Implementation and enforcement
- Testing, certification, and compliance
- The credibility of energy efficiency standards rests on reliable testing procedures, independent certification, and regular market surveillance. Consistent testing protocols ensure that products marketed as energy-efficient actually meet the claimed performance in real-world use.
- Market-based enforcement and incentives
- Effective regimes combine baseline regulatory enforcement with incentives for manufacturers to exceed standards. Voluntary programs, labeling, and performance-based incentives can accelerate adoption while keeping regulatory risk manageable for smaller firms.

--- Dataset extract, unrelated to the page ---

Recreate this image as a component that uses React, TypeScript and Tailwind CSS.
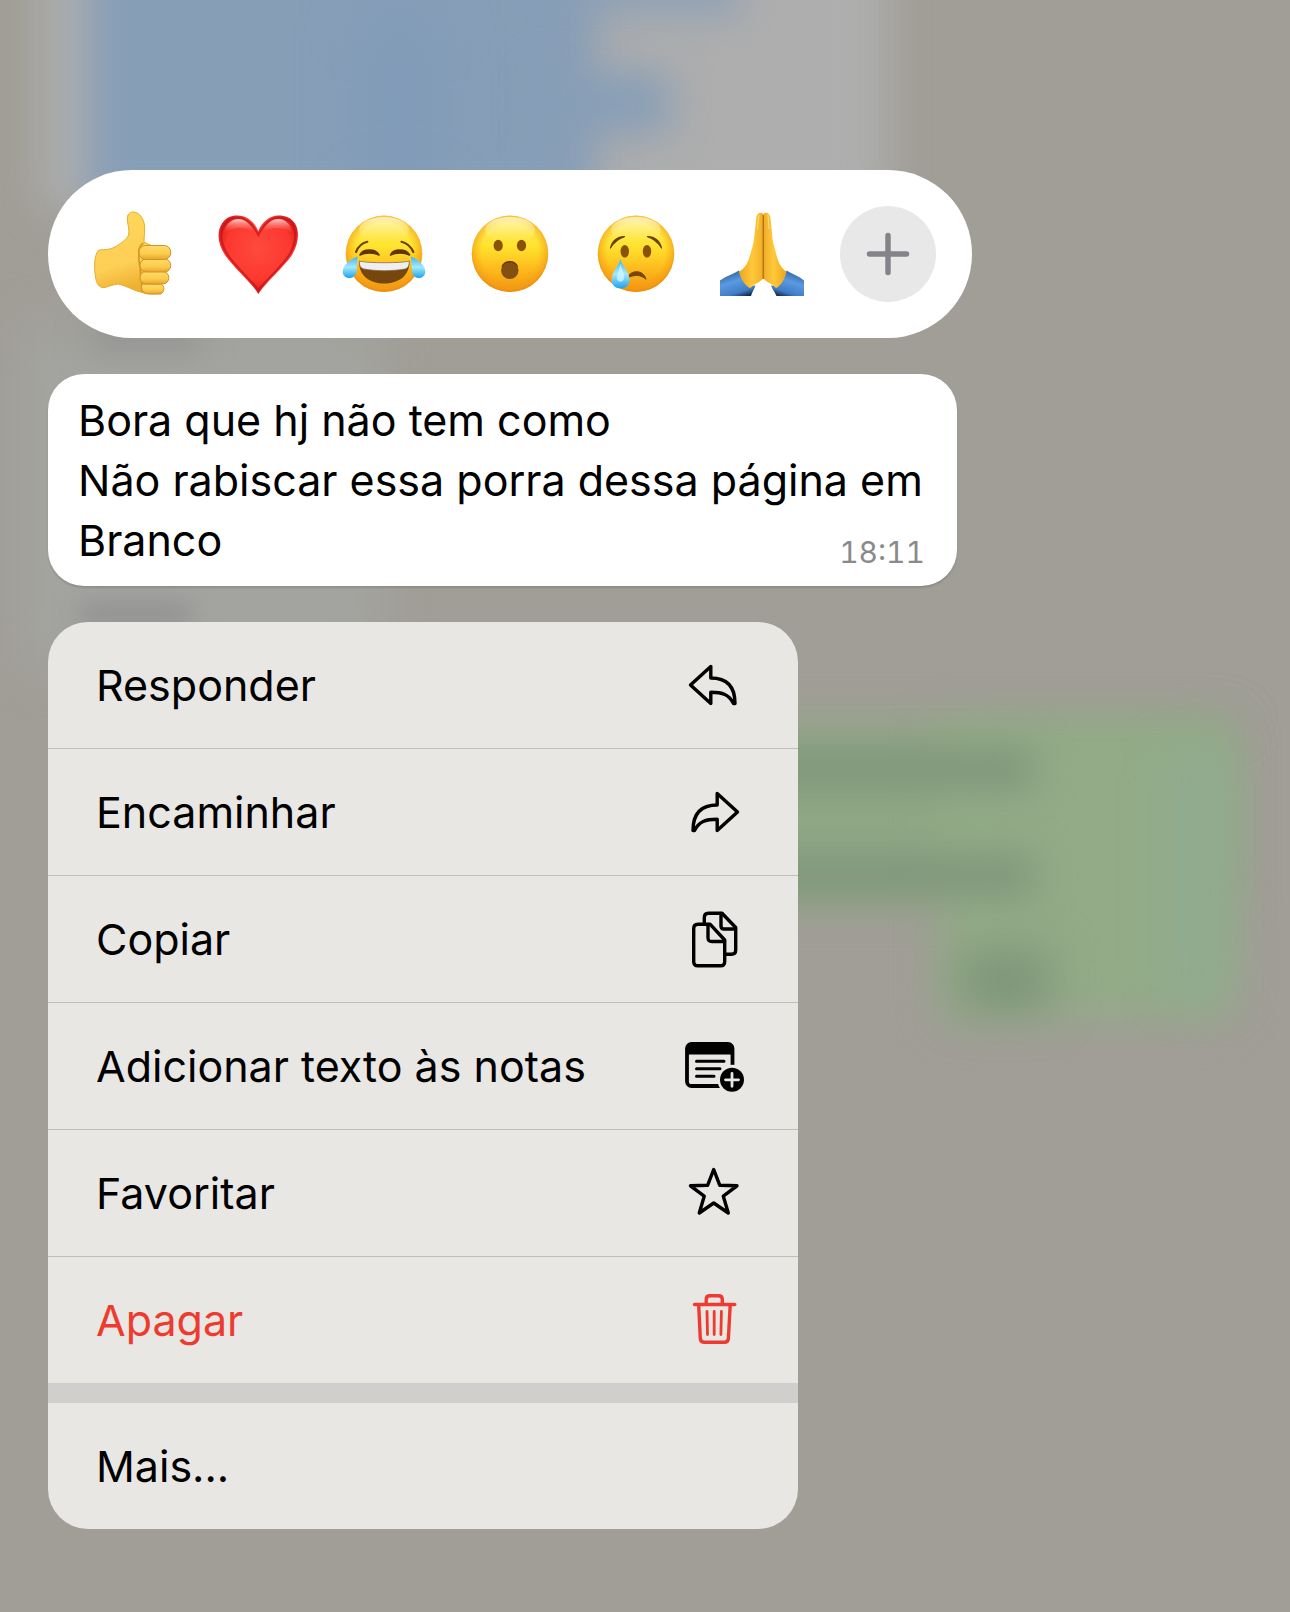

- Global and regional cooperation
- Mutual recognition agreements, joint testing facilities, and cross-border accreditation networks help reduce duplication and speed up access to multiple markets. The result is a more efficient ecosystem in which firms compete on performance and price rather than on regulatory navigation alone.
- Policy evolution
- Standards typically evolve through iterative cycles, incorporating updated test methods, new technology classes, and improved data on energy savings. This adaptive approach helps prevent stalling and ensures relevance as energy technologies advance.